The successes of the African Union Mission in Somalia (AMISOM), AMISOM troop-contributing countries, and strategic partners to combat and eviscerate al-Shabaab are demonstrating the strength of an Africa-led model. Nonetheless, this Somalia-based al-Qa’ida affiliate remains a dangerous presence. The all-too-recent terrorist attack on the Westgate Shopping Mall in Nairobi, for which al-Shabaab has taken credit, is a chilling example of the challenges for Somalia and the region. This attack suggests that violent extremism in the Horn of Africa may be evolving. It also makes clear that al-Shabaab presents a threat to U.S. partner nations in East Africa, to American citizens, and to U.S. interests. Al-Shabaab must be stopped.
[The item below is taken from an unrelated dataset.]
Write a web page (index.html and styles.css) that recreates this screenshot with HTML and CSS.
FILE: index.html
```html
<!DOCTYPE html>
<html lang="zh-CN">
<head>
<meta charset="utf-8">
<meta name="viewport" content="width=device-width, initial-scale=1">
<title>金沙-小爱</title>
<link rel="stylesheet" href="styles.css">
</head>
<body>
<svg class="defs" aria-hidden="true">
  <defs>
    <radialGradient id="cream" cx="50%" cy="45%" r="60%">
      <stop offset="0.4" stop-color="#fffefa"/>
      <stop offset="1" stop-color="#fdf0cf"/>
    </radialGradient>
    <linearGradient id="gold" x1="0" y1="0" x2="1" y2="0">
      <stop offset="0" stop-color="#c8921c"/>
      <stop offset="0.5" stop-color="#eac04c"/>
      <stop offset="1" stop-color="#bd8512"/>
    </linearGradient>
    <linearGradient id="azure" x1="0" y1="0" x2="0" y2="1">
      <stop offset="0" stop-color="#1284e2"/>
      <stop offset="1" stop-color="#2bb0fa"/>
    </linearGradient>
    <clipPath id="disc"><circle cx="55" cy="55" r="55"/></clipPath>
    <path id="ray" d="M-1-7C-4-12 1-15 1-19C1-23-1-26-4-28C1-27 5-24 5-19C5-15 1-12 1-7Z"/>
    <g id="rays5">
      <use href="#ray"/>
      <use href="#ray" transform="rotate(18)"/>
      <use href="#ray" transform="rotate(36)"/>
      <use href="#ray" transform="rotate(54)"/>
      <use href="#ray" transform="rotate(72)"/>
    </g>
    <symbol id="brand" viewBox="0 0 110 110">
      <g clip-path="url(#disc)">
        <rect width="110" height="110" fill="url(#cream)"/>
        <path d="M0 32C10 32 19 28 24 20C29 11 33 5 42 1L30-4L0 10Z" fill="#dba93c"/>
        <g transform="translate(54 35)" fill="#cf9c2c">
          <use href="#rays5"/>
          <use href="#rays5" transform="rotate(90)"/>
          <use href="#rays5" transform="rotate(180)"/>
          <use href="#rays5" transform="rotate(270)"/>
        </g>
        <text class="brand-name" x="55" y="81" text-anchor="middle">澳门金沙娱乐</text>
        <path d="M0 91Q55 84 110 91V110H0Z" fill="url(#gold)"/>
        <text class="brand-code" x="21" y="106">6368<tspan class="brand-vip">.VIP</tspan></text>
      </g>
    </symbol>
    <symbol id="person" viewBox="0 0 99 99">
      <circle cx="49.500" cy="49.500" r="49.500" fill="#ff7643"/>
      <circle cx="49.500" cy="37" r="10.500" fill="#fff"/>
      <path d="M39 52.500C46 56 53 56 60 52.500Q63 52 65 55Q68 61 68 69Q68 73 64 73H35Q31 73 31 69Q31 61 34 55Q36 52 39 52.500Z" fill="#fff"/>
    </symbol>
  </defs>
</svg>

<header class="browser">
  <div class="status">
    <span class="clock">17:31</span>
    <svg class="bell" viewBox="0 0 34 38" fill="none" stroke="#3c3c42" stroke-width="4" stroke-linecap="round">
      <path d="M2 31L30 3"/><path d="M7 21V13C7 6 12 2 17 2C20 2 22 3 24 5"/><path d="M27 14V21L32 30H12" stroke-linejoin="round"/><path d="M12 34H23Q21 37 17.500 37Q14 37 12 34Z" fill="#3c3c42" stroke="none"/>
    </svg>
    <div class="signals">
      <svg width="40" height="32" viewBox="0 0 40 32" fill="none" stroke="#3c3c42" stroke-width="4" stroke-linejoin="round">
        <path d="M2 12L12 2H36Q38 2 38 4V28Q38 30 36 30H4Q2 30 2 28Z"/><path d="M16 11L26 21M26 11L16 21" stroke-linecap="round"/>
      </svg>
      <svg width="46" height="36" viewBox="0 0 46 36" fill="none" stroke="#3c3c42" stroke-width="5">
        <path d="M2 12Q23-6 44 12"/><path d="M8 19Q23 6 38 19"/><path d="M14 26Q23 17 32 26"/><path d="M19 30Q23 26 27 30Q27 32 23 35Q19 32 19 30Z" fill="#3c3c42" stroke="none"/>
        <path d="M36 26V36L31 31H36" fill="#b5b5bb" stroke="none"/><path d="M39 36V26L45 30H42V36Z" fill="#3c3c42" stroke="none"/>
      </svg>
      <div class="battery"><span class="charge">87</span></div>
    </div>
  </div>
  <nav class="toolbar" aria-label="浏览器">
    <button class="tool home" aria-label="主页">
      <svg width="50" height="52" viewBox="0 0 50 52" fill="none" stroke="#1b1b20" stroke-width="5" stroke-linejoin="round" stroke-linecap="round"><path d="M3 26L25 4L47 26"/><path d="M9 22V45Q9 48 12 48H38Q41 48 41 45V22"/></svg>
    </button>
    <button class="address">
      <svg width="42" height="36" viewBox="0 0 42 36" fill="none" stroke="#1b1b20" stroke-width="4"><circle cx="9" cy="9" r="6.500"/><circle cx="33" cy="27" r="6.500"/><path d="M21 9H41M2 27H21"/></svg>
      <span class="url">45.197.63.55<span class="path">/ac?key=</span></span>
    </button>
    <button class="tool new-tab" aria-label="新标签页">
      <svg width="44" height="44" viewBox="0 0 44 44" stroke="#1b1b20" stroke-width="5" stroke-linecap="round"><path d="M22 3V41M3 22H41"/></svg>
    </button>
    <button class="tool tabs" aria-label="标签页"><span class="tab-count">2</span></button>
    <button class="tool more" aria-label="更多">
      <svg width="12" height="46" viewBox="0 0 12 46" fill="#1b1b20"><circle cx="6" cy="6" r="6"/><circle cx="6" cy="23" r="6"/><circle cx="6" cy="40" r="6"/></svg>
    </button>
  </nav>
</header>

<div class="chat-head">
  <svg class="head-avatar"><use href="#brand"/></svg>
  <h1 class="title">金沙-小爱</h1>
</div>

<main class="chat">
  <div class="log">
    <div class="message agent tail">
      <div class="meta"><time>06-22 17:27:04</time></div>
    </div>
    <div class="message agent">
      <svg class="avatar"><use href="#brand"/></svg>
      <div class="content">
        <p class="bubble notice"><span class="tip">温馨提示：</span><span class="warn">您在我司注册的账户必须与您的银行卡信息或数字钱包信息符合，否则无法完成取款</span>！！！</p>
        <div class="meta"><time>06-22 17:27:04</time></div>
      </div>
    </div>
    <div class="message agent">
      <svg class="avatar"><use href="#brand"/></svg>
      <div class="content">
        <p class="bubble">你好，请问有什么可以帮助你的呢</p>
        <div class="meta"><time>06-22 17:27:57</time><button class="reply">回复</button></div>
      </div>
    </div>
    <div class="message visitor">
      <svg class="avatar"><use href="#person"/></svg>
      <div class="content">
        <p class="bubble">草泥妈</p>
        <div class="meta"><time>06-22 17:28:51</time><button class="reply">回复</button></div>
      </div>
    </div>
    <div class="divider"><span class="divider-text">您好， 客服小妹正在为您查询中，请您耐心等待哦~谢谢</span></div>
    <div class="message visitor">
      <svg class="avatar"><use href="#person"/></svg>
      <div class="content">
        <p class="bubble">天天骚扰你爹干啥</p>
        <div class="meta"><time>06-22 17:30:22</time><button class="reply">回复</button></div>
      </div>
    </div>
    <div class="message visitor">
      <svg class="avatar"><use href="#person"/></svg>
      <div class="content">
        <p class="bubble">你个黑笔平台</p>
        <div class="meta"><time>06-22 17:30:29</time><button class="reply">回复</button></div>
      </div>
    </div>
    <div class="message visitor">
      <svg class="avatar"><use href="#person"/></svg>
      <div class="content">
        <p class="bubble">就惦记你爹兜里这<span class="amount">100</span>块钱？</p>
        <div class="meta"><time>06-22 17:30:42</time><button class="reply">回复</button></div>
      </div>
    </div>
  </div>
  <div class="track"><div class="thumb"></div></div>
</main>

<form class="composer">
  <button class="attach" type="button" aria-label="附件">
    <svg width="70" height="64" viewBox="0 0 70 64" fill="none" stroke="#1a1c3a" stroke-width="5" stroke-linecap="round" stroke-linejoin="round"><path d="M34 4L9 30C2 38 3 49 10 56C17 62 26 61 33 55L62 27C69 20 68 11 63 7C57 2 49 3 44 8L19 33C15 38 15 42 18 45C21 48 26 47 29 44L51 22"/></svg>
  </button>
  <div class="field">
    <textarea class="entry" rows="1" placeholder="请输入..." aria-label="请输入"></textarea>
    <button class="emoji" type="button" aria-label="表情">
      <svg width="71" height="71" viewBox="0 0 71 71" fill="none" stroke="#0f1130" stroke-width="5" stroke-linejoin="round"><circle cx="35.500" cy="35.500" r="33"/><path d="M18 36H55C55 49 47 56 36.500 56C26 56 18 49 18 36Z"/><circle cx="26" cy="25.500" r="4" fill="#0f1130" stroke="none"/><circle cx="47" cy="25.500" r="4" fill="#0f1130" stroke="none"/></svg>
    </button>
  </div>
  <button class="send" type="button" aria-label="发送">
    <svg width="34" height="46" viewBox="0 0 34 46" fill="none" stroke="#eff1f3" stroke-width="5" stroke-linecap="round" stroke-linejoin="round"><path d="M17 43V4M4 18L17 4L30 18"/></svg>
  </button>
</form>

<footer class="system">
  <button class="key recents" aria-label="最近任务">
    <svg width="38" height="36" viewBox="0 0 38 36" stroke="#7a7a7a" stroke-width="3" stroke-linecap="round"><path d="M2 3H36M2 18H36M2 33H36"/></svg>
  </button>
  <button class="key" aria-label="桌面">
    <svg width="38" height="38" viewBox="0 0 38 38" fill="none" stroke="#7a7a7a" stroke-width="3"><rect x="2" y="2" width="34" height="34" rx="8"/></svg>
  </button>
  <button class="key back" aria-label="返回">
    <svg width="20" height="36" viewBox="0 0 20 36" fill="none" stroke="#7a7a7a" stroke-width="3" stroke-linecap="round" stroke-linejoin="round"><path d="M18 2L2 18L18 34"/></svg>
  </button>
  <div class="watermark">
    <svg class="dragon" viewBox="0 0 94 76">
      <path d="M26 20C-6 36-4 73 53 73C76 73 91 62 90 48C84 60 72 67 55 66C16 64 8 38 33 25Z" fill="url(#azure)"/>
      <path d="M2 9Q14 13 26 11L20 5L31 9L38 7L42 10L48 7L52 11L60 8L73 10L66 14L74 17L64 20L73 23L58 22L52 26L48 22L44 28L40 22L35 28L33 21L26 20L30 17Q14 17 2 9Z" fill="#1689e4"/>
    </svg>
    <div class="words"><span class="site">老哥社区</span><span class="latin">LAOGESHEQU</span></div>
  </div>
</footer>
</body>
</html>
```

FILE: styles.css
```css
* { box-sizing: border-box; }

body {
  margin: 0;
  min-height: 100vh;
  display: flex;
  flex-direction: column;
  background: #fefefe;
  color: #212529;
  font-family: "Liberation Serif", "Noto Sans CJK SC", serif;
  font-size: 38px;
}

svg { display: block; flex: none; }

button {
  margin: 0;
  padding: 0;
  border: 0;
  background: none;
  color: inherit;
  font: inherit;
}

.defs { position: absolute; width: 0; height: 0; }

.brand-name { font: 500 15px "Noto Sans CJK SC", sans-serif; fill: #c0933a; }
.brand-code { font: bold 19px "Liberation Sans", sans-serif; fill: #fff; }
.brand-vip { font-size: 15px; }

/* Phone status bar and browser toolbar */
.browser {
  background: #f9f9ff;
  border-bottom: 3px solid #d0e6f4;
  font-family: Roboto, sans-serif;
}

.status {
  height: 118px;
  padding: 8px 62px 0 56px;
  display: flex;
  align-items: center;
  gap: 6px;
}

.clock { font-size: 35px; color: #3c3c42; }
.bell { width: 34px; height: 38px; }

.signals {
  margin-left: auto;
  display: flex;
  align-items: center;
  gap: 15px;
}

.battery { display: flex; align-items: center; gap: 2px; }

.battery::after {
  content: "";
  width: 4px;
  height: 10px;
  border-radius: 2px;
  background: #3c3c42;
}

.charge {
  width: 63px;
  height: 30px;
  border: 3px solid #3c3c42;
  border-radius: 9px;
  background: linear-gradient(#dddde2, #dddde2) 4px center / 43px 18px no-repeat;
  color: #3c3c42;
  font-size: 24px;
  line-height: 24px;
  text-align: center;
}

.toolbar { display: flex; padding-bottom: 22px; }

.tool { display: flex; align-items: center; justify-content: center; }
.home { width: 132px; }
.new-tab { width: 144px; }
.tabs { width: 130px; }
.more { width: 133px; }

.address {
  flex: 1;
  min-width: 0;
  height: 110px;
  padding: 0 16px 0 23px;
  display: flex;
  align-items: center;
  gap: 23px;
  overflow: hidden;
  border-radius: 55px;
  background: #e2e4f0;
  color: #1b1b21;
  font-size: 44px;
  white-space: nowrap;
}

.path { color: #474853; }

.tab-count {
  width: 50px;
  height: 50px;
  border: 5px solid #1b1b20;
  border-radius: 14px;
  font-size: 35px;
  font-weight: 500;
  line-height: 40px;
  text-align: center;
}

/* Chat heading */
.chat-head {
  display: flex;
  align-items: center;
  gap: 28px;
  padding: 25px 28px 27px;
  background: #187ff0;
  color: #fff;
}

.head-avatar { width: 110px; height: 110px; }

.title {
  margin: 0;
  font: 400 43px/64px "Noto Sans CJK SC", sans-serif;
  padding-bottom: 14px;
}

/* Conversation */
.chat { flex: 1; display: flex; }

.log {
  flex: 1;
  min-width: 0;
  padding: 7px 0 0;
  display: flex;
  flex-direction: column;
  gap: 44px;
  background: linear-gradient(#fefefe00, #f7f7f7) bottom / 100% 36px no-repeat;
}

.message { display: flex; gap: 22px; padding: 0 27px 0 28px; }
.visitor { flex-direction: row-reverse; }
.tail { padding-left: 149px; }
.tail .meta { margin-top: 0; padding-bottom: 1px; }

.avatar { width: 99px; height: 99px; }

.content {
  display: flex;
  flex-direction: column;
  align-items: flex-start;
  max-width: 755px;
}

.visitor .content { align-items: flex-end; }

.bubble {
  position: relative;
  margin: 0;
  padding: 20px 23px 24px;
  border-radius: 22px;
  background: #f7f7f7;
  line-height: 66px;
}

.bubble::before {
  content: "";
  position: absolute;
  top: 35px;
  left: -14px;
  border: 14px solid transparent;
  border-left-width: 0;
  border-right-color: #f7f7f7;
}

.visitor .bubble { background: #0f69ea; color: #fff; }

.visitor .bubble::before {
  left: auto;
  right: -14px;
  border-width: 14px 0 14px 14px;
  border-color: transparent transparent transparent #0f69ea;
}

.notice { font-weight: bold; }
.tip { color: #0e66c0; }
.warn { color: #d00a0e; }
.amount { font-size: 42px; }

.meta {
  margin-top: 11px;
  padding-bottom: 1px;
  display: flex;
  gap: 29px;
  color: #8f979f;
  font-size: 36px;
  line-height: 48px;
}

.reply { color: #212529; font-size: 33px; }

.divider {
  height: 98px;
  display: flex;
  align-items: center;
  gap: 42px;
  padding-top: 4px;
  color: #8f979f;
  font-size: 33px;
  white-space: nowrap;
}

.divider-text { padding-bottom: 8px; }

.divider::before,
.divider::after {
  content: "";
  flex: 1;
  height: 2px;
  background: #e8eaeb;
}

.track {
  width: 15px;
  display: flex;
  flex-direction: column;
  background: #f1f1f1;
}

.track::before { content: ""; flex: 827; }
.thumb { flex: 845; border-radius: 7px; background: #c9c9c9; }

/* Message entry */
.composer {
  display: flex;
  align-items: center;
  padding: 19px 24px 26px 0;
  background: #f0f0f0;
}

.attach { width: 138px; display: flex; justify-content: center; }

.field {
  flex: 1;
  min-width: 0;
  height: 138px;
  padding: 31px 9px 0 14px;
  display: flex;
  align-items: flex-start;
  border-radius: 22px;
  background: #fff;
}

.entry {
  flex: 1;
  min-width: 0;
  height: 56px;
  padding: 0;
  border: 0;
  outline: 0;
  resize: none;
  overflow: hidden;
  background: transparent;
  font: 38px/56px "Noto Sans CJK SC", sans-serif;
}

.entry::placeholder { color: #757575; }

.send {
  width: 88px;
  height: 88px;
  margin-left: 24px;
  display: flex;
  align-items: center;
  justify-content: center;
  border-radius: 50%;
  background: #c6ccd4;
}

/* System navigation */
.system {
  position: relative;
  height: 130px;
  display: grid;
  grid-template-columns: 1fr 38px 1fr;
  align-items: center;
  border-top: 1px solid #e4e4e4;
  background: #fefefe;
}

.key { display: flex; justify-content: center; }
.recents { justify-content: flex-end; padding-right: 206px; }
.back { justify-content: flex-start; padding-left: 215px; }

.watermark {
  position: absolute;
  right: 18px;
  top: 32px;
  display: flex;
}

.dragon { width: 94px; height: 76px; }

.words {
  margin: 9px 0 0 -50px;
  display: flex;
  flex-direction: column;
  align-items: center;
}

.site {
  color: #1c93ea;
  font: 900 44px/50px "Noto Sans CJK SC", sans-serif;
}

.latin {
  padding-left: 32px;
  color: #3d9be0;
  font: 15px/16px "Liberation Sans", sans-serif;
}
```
The Federal Government of Somalia must increase its capacity to counter al-Shabaab, unify a fractured political system, and provide basic services to the Somali people. For all this, the government of Somalia needs our support – and much more of it. Our primary interest in Somalia is to help the people of Somalia build a peaceful nation with a stable government, able to ensure civil security and services for its citizens. This in turn will prevent terrorists from using Somali territory as a safe haven.
U.S. Policy and Engagement in Somalia
Prior to our recognition of the Federal Government of Somalia, our Somalia policy had three primary elements:
1. provide support for the African Union Mission in Somalia, or AMISOM as it is commonly known, and AMISOM’s strategic partner Ethiopia, to combat al Shabaab and provide political space for the government to operate;
2. respond to humanitarian crises and initiate stabilization where possible; and
3. promote our “dual-track” policy.
Post transition, these three elements of our Somali policy have evolved as follows:
– First, we continue to support AMISOM as the primary stabilizing force in Somalia, as we expand our assistance to the Somali National Army to build its institutional and operational capacity. From FY2007 through FY 2013, the United States obligated approximately $512 million in support of AMISOM, in addition to our assessed contributions for the UN logistics support package for AMISOM. During that same period, we obligated more than $170 million to support the Somali National Army to counter al-Shabaab more effectively.
– Second, we have shifted focus from humanitarian crisis response, now concentrating on security and stability, laying the foundation for economic recovery through our development-focused programming. In FY 2012 and FY 2013, we provided nearly $140 million in funding to support Somalia’s stabilization, democracy, and economic growth activities.
– Third, our dual-track approach concluded with the successful completion of the Djibouti Peace Process and the recognition of the Federal Government of Somalia. The United States has underscored the importance of outreach and engagement with the regional administrations to form the federal framework. We will continue to fund humanitarian assistance and civil society programs in Somaliland and Puntland, with an objective of improving regional collaboration towards federalism.
Our assistance to Somalia includes an emphasis on human rights and accountability, child soldier prevention, countering human trafficking, and budget transparency and fiscal management.
The tragic and cowardly attack on innocents at Kenya’s Westgate Mall has underscored vulnerabilities in the Horn of Africa and demonstrates that al Shabaab has a capable network in East Africa and is willing to carry out attacks outside Somalia. Concerted pressure from AMISOM and the Somali National Army has weakened al Shabaab’s ability to wage conventional military offensives and to hold territory inside Somalia. We attribute this to the success of the African-led model for achieving greater stability in Somalia. However, al-Shabaab can still conduct destabilizing operations in the East Africa region. The Department is working closely with our regional partners on counterterrorism efforts, and we are reviewing internally what further resources we can shore up to further support AMISOM, secure the borders of Somalia and its neighbors, and contribute to the international effort to shape the Somali National Army into a cohesive, professional, and effective force.
For the United States to effectively engage on these complex issues, understand local dynamics, build relationships, and manage our expanding programs in Somalia, we eventually need to establish a permanent U.S. diplomatic presence in Somalia. Ultimately, it is the security conditions in Somalia that will dictate when we can establish a more permanent presence and we recognize that the time is not right to do this. However, we are moving in that direction. Our current posture allows for our Nairobi-based diplomatic team to travel into the Somali capital and other key regions with increased frequency and duration, as security conditions permit.
Building political cooperation among Somali regions and clans in support of the Federal framework is essential, if democracy, economic growth, and security are truly to take hold in Somalia. This is a message that President Hassan Sheikh emphasized during his Washington meetings with Secretary Kerry, Secretary Hagel, and National Security Advisor Rice. We see budding signs that Hassan Sheikh is meaningfully engaging regional administrations: The Somali Federal Government signed the Jubbaland Accords on August 22, recognizing the regional entity and mapping a way forward to become a federal state; the Federal government introduced a roadmap to the 2016 elections with a focus on political inclusion and security; and Mogadishu and Somaliland came to an agreement on regulating air-space, a step towards wider reconciliation.
Ultimately, the development of participatory, accountable, and representative governmental institutions that respond to the needs of the Somali people will secure the country’s future. We are committed to work with the Government and people of Somalia to help them realize this vision.